Given request -
In the material below, list every line carrying the string "this".

** Start Given material **

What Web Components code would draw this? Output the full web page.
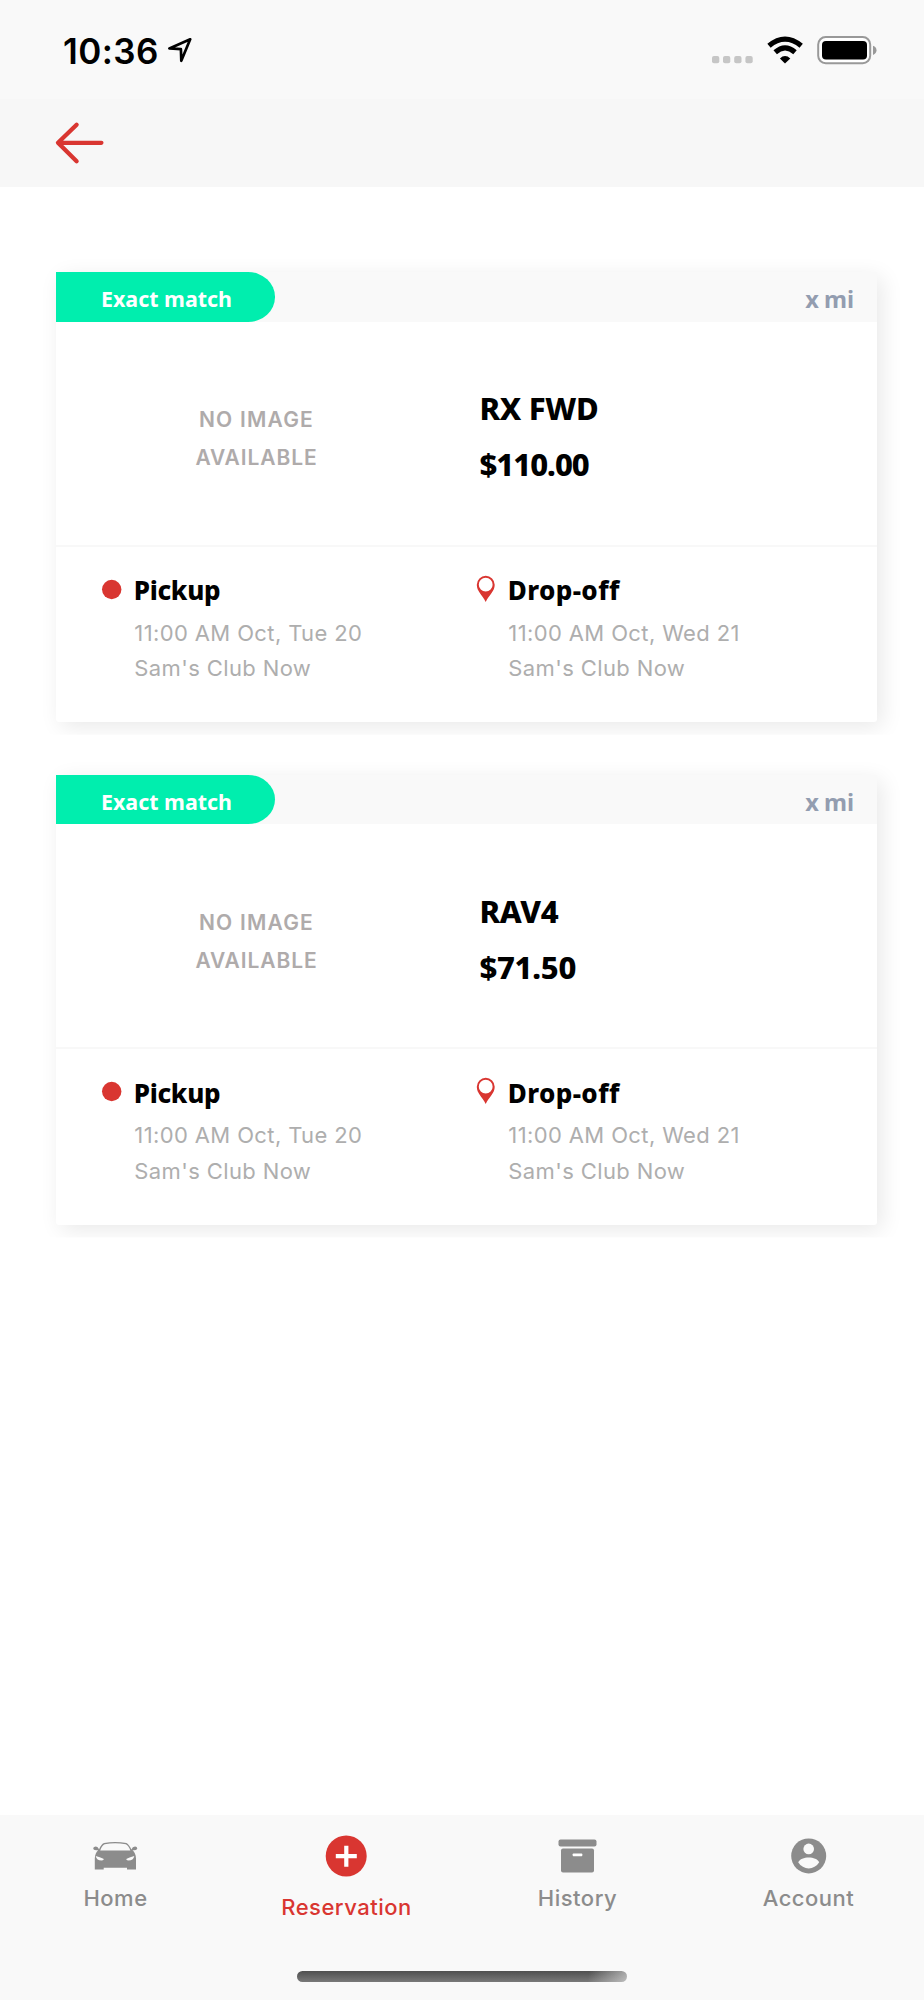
<!DOCTYPE html>
<html lang="en"><head><meta charset="utf-8"><title>Reservation</title>
<style>html,body{margin:0;background:#fff}body{font-family:Inter,"Liberation Sans",sans-serif}</style></head>
<body><reservation-app></reservation-app>
<script>
const define=(name,html)=>customElements.define(name,class extends HTMLElement{
  constructor(){super();this.attachShadow({mode:'open'}).innerHTML=html;}
});
define('status-bar',`<style>
:host{display:flex;justify-content:space-between;height:99px;box-sizing:border-box;background:#f9f9f9;color:#000}
.time{display:flex;margin-left:63px}.time span{font-size:35px;font-weight:600;line-height:40px;margin-top:31px;letter-spacing:.4px;width:105px;white-space:nowrap}
svg{display:block}</style>
<div class="time"><span>10:36</span><svg width="30" height="99" viewBox="168 0 30 99"><path d="M190.2 39.3 169.4 48.4 180.9 49.2 181.3 60.8Z" fill="none" stroke="#000" stroke-width="2.7" stroke-linejoin="round"/></svg></div>
<svg width="224" height="99" viewBox="700 0 224 99"><g fill="#c6c6c6"><rect x="712" y="56" width="7.3" height="7.3" rx="2"/><rect x="723" y="56" width="7.3" height="7.3" rx="2"/><rect x="734.2" y="56" width="7.3" height="7.3" rx="2"/><rect x="745.4" y="56" width="7.3" height="7.3" rx="2"/></g>
<path d="M785 63.4 779.9 58.4Q785 53.8 790.3 58.4Z"/><g fill="none" stroke="#000" stroke-width="5.2"><path d="M769 45.8Q785 32.5 801.2 45.8"/><path d="M775.2 52.2Q785 43.5 795 52.2"/></g>
<rect x="818.2" y="37" width="52" height="26.2" rx="7.5" fill="#fff" stroke="#999" stroke-width="2"/><rect x="822" y="41" width="45" height="18.5" rx="4"/><path d="M873 45.7q3.5 1.4 3.5 4.6t-3.5 4.6Z" fill="#999"/></svg>`);
define('nav-header',`<style>:host{display:flex;height:88px;background:#f7f7f7}svg{margin-left:50px}</style>
<svg width="60" height="88" viewBox="50 99 60 88"><path d="M101.4 142.8H58M76.6 124.7 58 142.8 76.6 161.2" fill="none" stroke="#d93631" stroke-width="4.3" stroke-linecap="round" stroke-linejoin="round"/></svg>`);
define('trip-stop',`<style>
:host{display:grid;grid-template-columns:38px 1fr;width:374px}
h3{margin:0 0 0 -1.3px;font:800 26px/36px "Noto Sans",sans-serif;padding-top:25.6px;white-space:nowrap;letter-spacing:-.3px}
p{margin:0 0 0 -.7px;grid-column:2;font-size:22px;line-height:35.5px;color:#aeaeae;letter-spacing:.38px;white-space:nowrap}
.d{padding-top:7.4px}
.icon{height:61px}
</style><div class="icon"><slot name="icon"></slot></div><h3><slot name="title"></slot></h3><p class="d"><slot name="date"></slot></p><p><slot name="place"></slot></p>`);
define('vehicle-card',`<style>
:host{display:block;width:821px;height:450px;background:#fff;border-radius:3px;box-shadow:5px 5px 22px rgba(0,0,0,.09);clip-path:inset(-22px -30px -12.7px -30px)}
header{height:49.6px;background:#f9f9f9;display:flex;justify-content:space-between}
.tag{width:219px;box-sizing:border-box;padding:9px 0 0 45px;background:#00eeae;border-radius:0 27px 27px 0/0 24.8px 24.8px 0;color:#fff;font:700 21.4px/36px "Noto Sans",sans-serif;white-space:nowrap}
.dist{font:700 23.6px/36px "Noto Sans",sans-serif;padding:9px 23px 0 0;color:#939db0;word-spacing:-1px}
.car{display:flex;height:223px;border-bottom:2px solid #f8f8f8}
.none{width:401px;padding-top:79.2px;text-align:center;color:#afabab;font-size:21px;font-weight:600;line-height:38px;letter-spacing:.9px}
.wide{letter-spacing:1.2px}
.info{margin-left:22.5px;padding-top:58.3px;font:800 31px/56px "Noto Sans",sans-serif;letter-spacing:-.3px}
.stops{display:flex;padding-left:41px}
svg{display:block}
</style>
<header><span class="tag"><span>Exact match</span></span><span class="dist">x mi</span></header>
<div class="car"><div class="none"><span class="wide">NO IMAGE</span><br><span>AVAILABLE</span></div><div class="info"><slot name="model"></slot><br><slot name="price"></slot></div></div>
<div class="stops"><trip-stop><svg slot="icon" width="38" height="62" viewBox="97 547 38 62"><circle cx="111.7" cy="589.5" r="9.7" fill="#d93631"/></svg><span slot="title">Pickup</span><span slot="date">11:00 AM Oct, Tue 20</span><span slot="place">Sam's Club Now</span></trip-stop>
<trip-stop><svg slot="icon" width="38" height="62" viewBox="471 547 38 62"><path fill="#d93631" fill-rule="evenodd" d="M485.7 602C482 594.5 476.8 591.3 476.8 584.8A8.9 8.9 0 0 1 494.7 584.8C494.7 591.3 489.5 594.5 485.7 602ZM485.7 577.8A6.9 6.9 0 1 0 485.7 591.6A6.9 6.9 0 1 0 485.7 577.8Z"/></svg><span slot="title" style="letter-spacing:.4px">Drop-off</span><span slot="date">11:00 AM Oct, Wed 21</span><span slot="place">Sam's Club Now</span></trip-stop></div>`);
define('tab-item',`<style>
:host{display:flex;flex-direction:column;align-items:center;width:231px;color:#8c8c8c}
:host([active]){color:#d93631}
span{font-size:22px;font-weight:450;line-height:32px;letter-spacing:.5px}
:host([active]) span{margin-top:9px}
</style><slot name="icon"></slot><span><slot></slot></span>`);
define('tab-bar',`<style>
:host{display:flex;flex-direction:column;align-items:center;height:185.5px;background:#f9f9f9}
nav{display:flex;width:924px;height:156.5px}svg{display:block;margin-top:-.6px}
.home{width:330px;height:11px;border-radius:6px;background:linear-gradient(100deg,transparent 88%,#f9f9f988 100%),linear-gradient(#4f4f4f,#797979)}
</style><nav>
<tab-item><svg slot="icon" width="60" height="68" viewBox="86 1814.5 60 68" fill="#8c8c8c"><path fill-rule="evenodd" d="M99 1850Q101.2 1844.6 104 1843.5Q115 1841.4 126.5 1843.5Q129.2 1845 131.4 1850Q132.5 1847 135 1847Q137.5 1847.3 137.2 1849.5Q136 1851.2 132.5 1850.7Q135.8 1853.4 136 1859V1870H127V1868.2H103.7V1870H94.8V1859Q95 1853.4 98.2 1850.7Q94.5 1851.2 93.2 1849.5Q93 1847.3 95.5 1847Q98 1847 99 1850ZM100.2 1851H130.4Q128.2 1845.5 125.8 1844.7Q115 1843 104.7 1844.7Q102.2 1845.5 100.2 1851ZM95.7 1856.5Q96.7 1861 101.5 1861Q104.5 1861 103.4 1859.3Q100 1857.5 95.7 1856.5ZM134.3 1856.5Q130 1857.5 126.7 1859.3Q125.5 1861 128.5 1861Q133.4 1861 134.3 1856.5Z"/></svg>Home</tab-item>
<tab-item active><svg slot="icon" width="60" height="68" viewBox="317 1814.5 60 68"><circle cx="346.2" cy="1856.5" r="20.5" fill="#d93631"/><path d="M335.8 1856.6h21M346.3 1846.2v21" stroke="#fff" stroke-width="4.2"/></svg>Reservation</tab-item>
<tab-item><svg slot="icon" width="60" height="68" viewBox="548 1814.5 60 68" fill="#8c8c8c"><rect x="558.5" y="1840" width="38" height="7" rx="2"/><rect x="561" y="1849" width="33" height="24" rx="2"/><rect x="572.7" y="1854" width="9.6" height="2.7" rx=".7" fill="#fff"/></svg>History</tab-item>
<tab-item><svg slot="icon" width="60" height="68" viewBox="779 1814.5 60 68"><circle cx="808.7" cy="1856.4" r="17.5" fill="#8c8c8c"/><g fill="#f9f9f9"><circle cx="808.7" cy="1849.4" r="5.3"/><path d="M798.2 1862.8C801 1856.4 816.4 1856.4 819.2 1862.8C814.2 1871 803.2 1871 798.2 1862.8Z"/></g></svg>Account</tab-item>
</nav><div class="home"></div>`);
define('reservation-app',`<style>
:host{display:flex;flex-direction:column;width:924px;height:2000px;background:#fff}
main{flex:1;display:flex;flex-direction:column;gap:52.85px;padding:85px 47px 0 56px}
</style><status-bar></status-bar><nav-header></nav-header><main>
<vehicle-card><span slot="model">RX FWD</span><span slot="price" style="letter-spacing:-1px">$110.00</span></vehicle-card>
<vehicle-card><span slot="model">RAV4</span><span slot="price">$71.50</span></vehicle-card></main><tab-bar></tab-bar>`);
</script></body></html>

** End Given material **

Written answer -
What Web Components code would draw this? Output the full web page.
  constructor(){super();this.attachShadow({mode:'open'}).innerHTML=html;}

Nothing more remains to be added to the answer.